Sánchez culmina el atraco a España
La ley de amnistía es una invitación a que el golpismo pueda recrudecerse, esta vez sin las barreras que lo frenaron
Aprobar una amnistía es siempre, por definición, un ejercicio de riesgo que solo debe plantearse cuando se concitan grandes consensos en torno a una medida excepcional que supone suspender la vigencia del Estado de derecho para beneficiar a quienes lo pisotearon.
Si esa condición no existe y se transforma en un burdo cambalache, en el cual el beneficiario logra impunidad y el inductor el poder, la valoración no puede ser más funesta: no se trata de impulsar un acto de generosidad que reintegre a nadie en el sistema; sino de avalar las razones que llevaron a los delincuentes a atacar el régimen vigente a cambio de que le permitan conservar el poder a un perdedor electoral.
Eso es lo que ayer ocurrió en el Congreso, con la indigna ausencia del promotor del obsceno intercambio de favores, Pedro Sánchez, incapaz de dar la cara para defender en persona algo que, en realidad, es indefendible.
Porque ninguno de los amnistiados por la ley, que aún deberá volver al Congreso tras el previsible veto del Senado, ha reconocido sus excesos, ha renunciado a sus objetivos, ha aceptado la ilegalidad de los medios desplegados para obtenerlo y se ha disculpado por los efectos generados.
Al contrario, todos han anunciado que convertirán el cheque en blanco de Sánchez en una invitación formal a repetir su escalada insurgente, con la seguridad de que esta vez encontrarán menos resistencia: Sánchez no solo ha bonificado los delitos cometidos, sino que además, con una amnistía impuesta a la fuerza por vulgares chantajistas, ha invitado a cometerlos de nuevo.
Que todo ello se respalde en un contexto de debilidad del Gobierno de Cataluña, cuyo titular se ha visto obligado a cancelar la legislatura y convocar nuevas elecciones autonómicas el próximo 12 de mayo; hace aún más indigesta la sumisión de Sánchez: mientras el separatismo se despelleja en una guerra fratricida entre facciones, con Puigdemont y Junqueras como emblemas de ese pulso supremacista, el PSOE se ha dedicado a reforzar su caduco y minoritario proyecto, en lugar de a trabajar para hacerlo aún más residual.
La corrupción sistémica que afecta a Sánchez, con su propia esposa relacionada con una trama infame, aumenta el desdoro de una rendición inaceptable y fruto, exclusivamente, de las necesidades de un político codicioso y capaz de lograr siempre, por las bravas, lo que las urnas nunca le han concedido.
Semejante afrenta es desoladora, pero no conviene caer del todo en el pesimismo: una democracia como la española, asentada en Europa, tiene mecanismos de contrapeso para anular y enmendar las trapacerías de un negligente sin escrúpulos.
Hay que confiar en el Tribunal Supremo, en el Senado, en los juzgados y en Bruselas, por difícil que sea confiar en alguna de las instancias desafiadas por Sánchez.
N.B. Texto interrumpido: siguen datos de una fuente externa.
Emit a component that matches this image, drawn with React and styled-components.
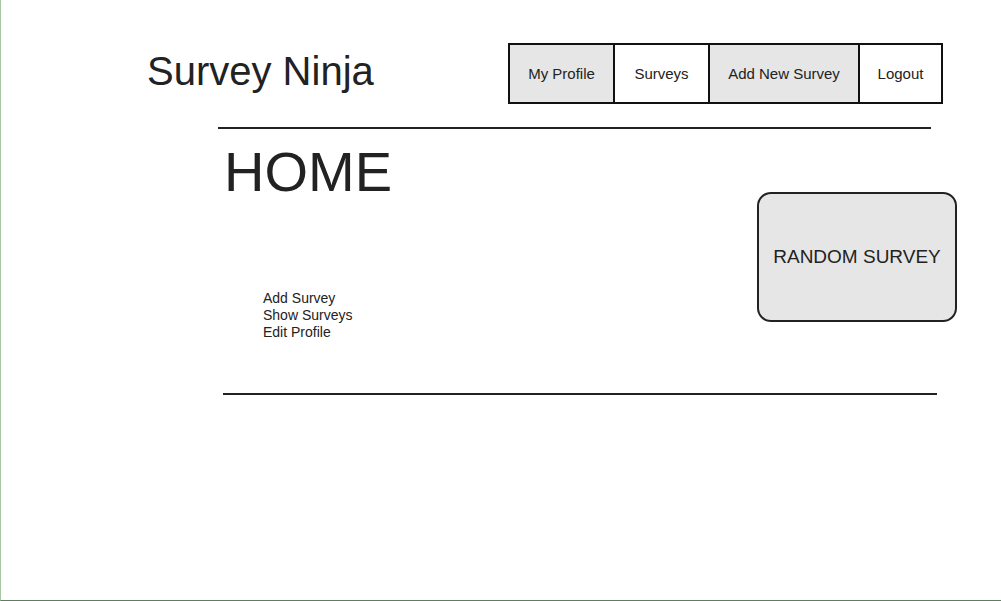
import React from 'react'
import styled, { createGlobalStyle } from 'styled-components'

const GlobalStyle = createGlobalStyle`
  html, body {
    margin: 0;
    padding: 0;
    background: #ffffff;
  }
  body {
    font-family: "Liberation Sans", Arial, sans-serif;
    color: #222222;
  }
`

const navItems = [
  { label: 'My Profile', shaded: true, width: 103 },
  { label: 'Surveys', shaded: false, width: 95 },
  { label: 'Add New Survey', shaded: true, width: 150 },
  { label: 'Logout', shaded: false, width: 83 },
]

const links = ['Add Survey', 'Show Surveys', 'Edit Profile']

export default function App() {
  return (
    <React.Fragment>
      <GlobalStyle />
      <Page>
        <Header>
          <Title>Survey Ninja</Title>
          <Nav>
            {navItems.map(item => (
              <NavItem key={item.label} $shaded={item.shaded} $width={item.width}>
                {item.label}
              </NavItem>
            ))}
          </Nav>
        </Header>

        <Main>
          <Rule $inset={0} $width={713} />
          <Content>
            <LeftColumn>
              <Heading>HOME</Heading>
              <LinkList>
                {links.map(link => (
                  <LinkItem key={link}>{link}</LinkItem>
                ))}
              </LinkList>
            </LeftColumn>
            <RandomButton>RANDOM SURVEY</RandomButton>
          </Content>
          <Rule $inset={5} $width={714} />
        </Main>
      </Page>
    </React.Fragment>
  )
}

const Page = styled.div`
  width: 1001px;
  height: 601px;
  box-sizing: border-box;
  border-left: 1px solid #a3c8a3;
  border-bottom: 1px solid #5f7d5f;
  overflow: hidden;
`

const Header = styled.header`
  display: flex;
  align-items: center;
  padding: 43px 58px 0 146px;
`

const Title = styled.h1`
  margin: 0 0 6px 0;
  font-size: 40px;
  font-weight: 400;
  line-height: 46px;
  color: #222222;
`

const Nav = styled.nav`
  display: flex;
  margin-left: auto;
  height: 61px;
  box-sizing: border-box;
  border: 2px solid #111111;
`

const NavItem = styled.div`
  display: flex;
  align-items: center;
  justify-content: center;
  box-sizing: border-box;
  width: ${p => p.$width}px;
  font-size: 15px;
  white-space: nowrap;
  color: #222222;
  background: ${p => (p.$shaded ? '#e6e6e6' : '#ffffff')};

  & + & {
    border-left: 2px solid #111111;
  }
`

const Main = styled.main`
  margin-left: 217px;
  padding-top: 23px;
`

const Rule = styled.div`
  height: 2px;
  background: #222222;
  margin-left: ${p => p.$inset}px;
  width: ${p => p.$width}px;
`

const Content = styled.section`
  display: flex;
  justify-content: space-between;
  align-items: flex-start;
  width: 739px;
  height: 264px;
`

const LeftColumn = styled.div`
  display: flex;
  flex-direction: column;
`

const Heading = styled.h2`
  margin: 11px 0 0 6px;
  font-size: 56px;
  font-weight: 400;
  line-height: 64px;
  color: #222222;
`

const LinkList = styled.ul`
  list-style: none;
  margin: 86px 0 0 45px;
  padding: 0;
`

const LinkItem = styled.li`
  font-size: 14px;
  line-height: 17px;
  color: #222222;
`

const RandomButton = styled.div`
  margin-top: 63px;
  width: 200px;
  height: 130px;
  box-sizing: border-box;
  border: 2px solid #222222;
  border-radius: 14px;
  background: #e6e6e6;
  display: flex;
  align-items: center;
  justify-content: center;
  font-size: 19px;
  color: #222222;
`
Y exigirle a todos ellos que estén a la altura del reto planteado por un inconsciente ambicioso que, con tal de sobrevivir, es bien capaz de someter a España a una lamentable subasta.
En un momento histórico como el actual, con la democracia secuestrada de facto por un Gobierno autoritario, todos estamos llamados a pelear democrática y pacíficamente por un sistema, el actual, que con todas sus imperfecciones ha garantizado casi medio siglo de avances, hoy amenazado por quienes más deberían custodiarlo.